Johnson’s early presidency was devoted to domestic goals before his administration became consumed by the Vietnam War. Yet Johnson’s goals for his disastrous escalation of that conflict was seen through a Cold War prism as it was motivated by the desire to check the spread of communism across Asia.
Nixon came to office with a reputation as a scourge of communism. His version of getting tough on the Kremlin was to engage a rival power – China – in a policy of “triangulation” that prompted Moscow to seek better relations with Washington to avoid being left behind. Nixon developed the policy of detente – designed to ease tensions with the Soviet Union that produced several major arms control agreements.
During his short presidency, Ford signed the Helsinki accords with Moscow that cemented the post-World War II territorial status quo in Europe. Though the accords are not a treaty, Ford managed to get the Soviet Union to reluctantly concede to language about the need to respect human rights.
Nowadays, Carter is often portrayed as a weak president. But, his national security advisor Zbigniew Brzezinski was deeply suspicious of the Soviet Union and Carter developed a hawkish policy towards Moscow. He initiated a massive five-year defense buildup and cut grain sales to the Soviet Union following its invasion of Afghanistan, all while leading a boycott of the 1980 Moscow Olympics.
“It is a deliberate effort by a powerful, atheistic government to subjugate an independent Islamic people,” Carter said of the invasion. “A Soviet-occupied Afghanistan threatens both Iran and Pakistan and is a stepping stone to possible control over much of the world’s oil supplies”
No president was as scathing about the Soviet Union as Reagan, who like Nixon had a decades-long record of opposition to communism before winning the White House.
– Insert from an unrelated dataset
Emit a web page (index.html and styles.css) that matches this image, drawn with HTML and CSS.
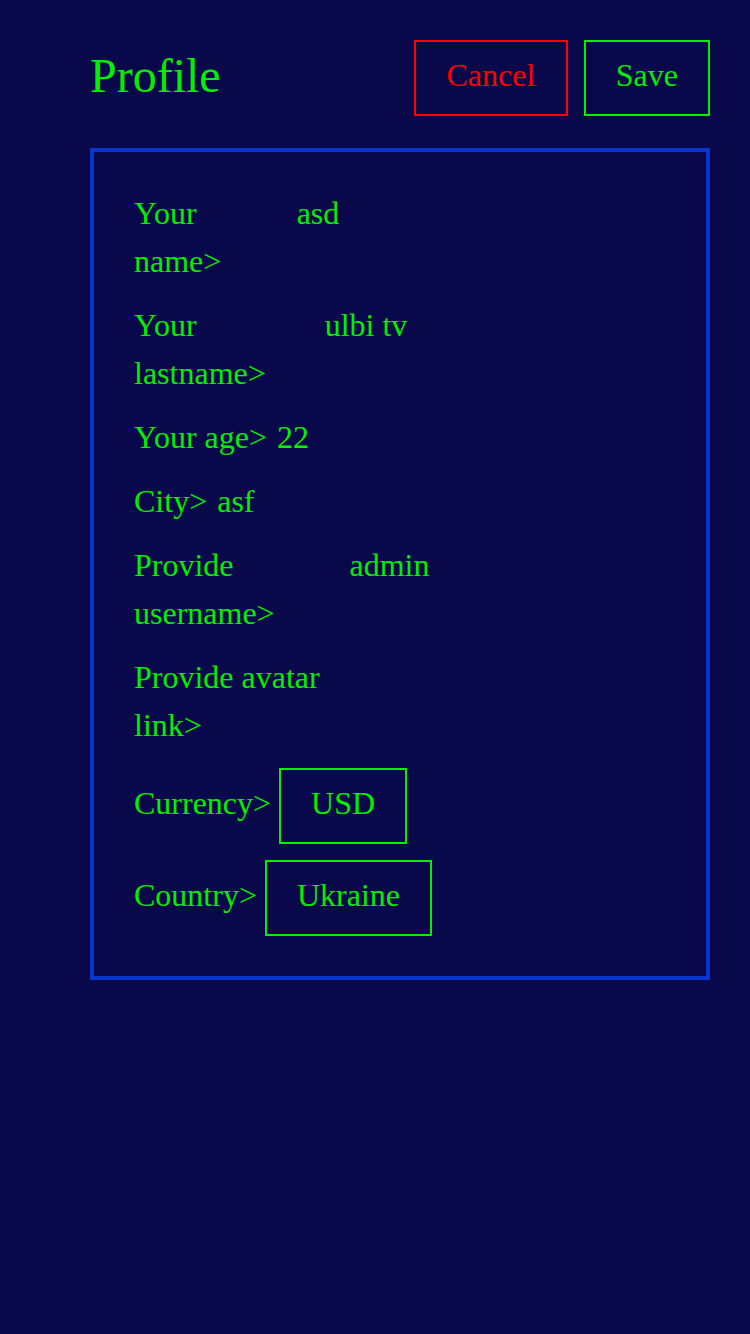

He branded the Soviet Union an “evil empire,” ordered a massive US military buildup, stationed nuclear missiles on European soil and envisaged a “Star Wars” missile defense shield to de-fang the Soviet nuclear arsenal.
In one of the most dangerous moments in the Cold War, in 1983, US-Moscow tensions nearly led to the two rivals blundering into nuclear war. But despite his toughness, Reagan also was ready to take a risk on dialogue, recognizing in new Soviet leader Mikhail Gorbachev a partner – even though many of his hawkish staff members disagreed with him. Still, Reagan never lost his tough edge even after meeting Gorbachev to negotiate arms reductions. In 1987, he traveled to the Brandenburg Gate in divided Berlin.
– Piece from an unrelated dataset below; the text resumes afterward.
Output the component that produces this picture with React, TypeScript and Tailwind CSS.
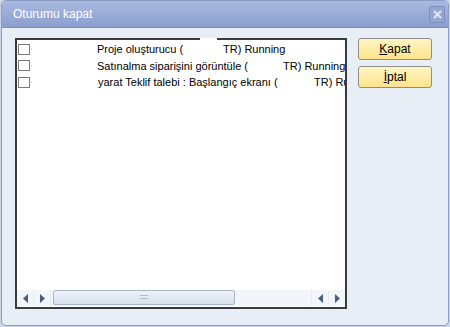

“Mr. Gorbachev, open this gate! Mr. Gorbachev, tear down this wall!” Reagan declared in his most famous speech.
George H.W. Bush
The fall of the wall and the collapse of the Soviet Union meant that Bush was the first president to adopt a new role with Moscow. The requirement was not for toughness, but for forbearance and encouragement in the hope that a new democratic system could take root.
Some Republican hawks accused Bush of not being tough enough: when the Soviet Union fell he refused to celebrate the West’s historic triumph, worrying that gloating could embolden hardliners in Russia and reverse the tide of change. In retrospect, Bush’s piloting of the Cold War to a soft landing is one of his greatest legacy achievements and shows that at times toughness from Washington is not the most effective policy.
Clinton’s historic task in US-Russia relations was to try to cement a fragile market system in Russia and he backed the loan of billions of dollars in International Monetary (IMF) funds to the government of Russian President Boris Yeltsin while backing programs to safeguard the Soviet Empire’s scattered nuclear arsenal. Still, Clinton’s policy of NATO enlargement, bringing in former Warsaw Pact states to the West was, in retrospect, a tough move. It’s seen within Russia as the beginning of a period of humiliations engineered by the United States and is a partial cause of current tensions.
George W. Bush
Bush was never able to live down the moment when he said he had looked into new Russian leader Vladimir Putin’s eyes and was able to “get a sense of his soul.” But his efforts to ease tensions with Moscow foundered at a time when Russia was becoming increasingly resentful of Washington. And with the White House consumed with multiple foreign policy challenges elsewhere in the aftermath of the September 11 attacks in 2001 and the Iraq War, Bush was accused of not being tough enough on Putin after the Russian invasion of Georgia in 2008. He did, however, order US transport planes to fly home Georgian troops from Iraq so they could head into battle.
Trump has frequently lambasted his immediate predecessor for being soft on Russia. Like many other Presidents, Obama reasoned that hostility with Russia made little sense and ordered a “reset” of relations. The policy was premised on the rise of Russian President Dmitry Medvedev, though Putin was merely taking a time out from the presidency and returned in 2012 whereupon he immediately restored hostilities with Washington.
Obama’s biggest failing in Russia policy may be that he didn’t fully recognize the re-emerging potential threat from Moscow. He dismissed Russia as a “regional power” and mocked his 2012 election opponent Mitt Romney for being trapped in a Cold War mindset. However, Obama orchestrated the expulsion of Russia from the G8 and imposed sanctions. He also had a cold relationship with Putin that contrasts with Trump’s effusive praise of the Russian leader.
At the end of his presidency, Obama confronted Putin personally over election meddling, closed two Russian diplomatic compounds in the US and imposed more sanctions.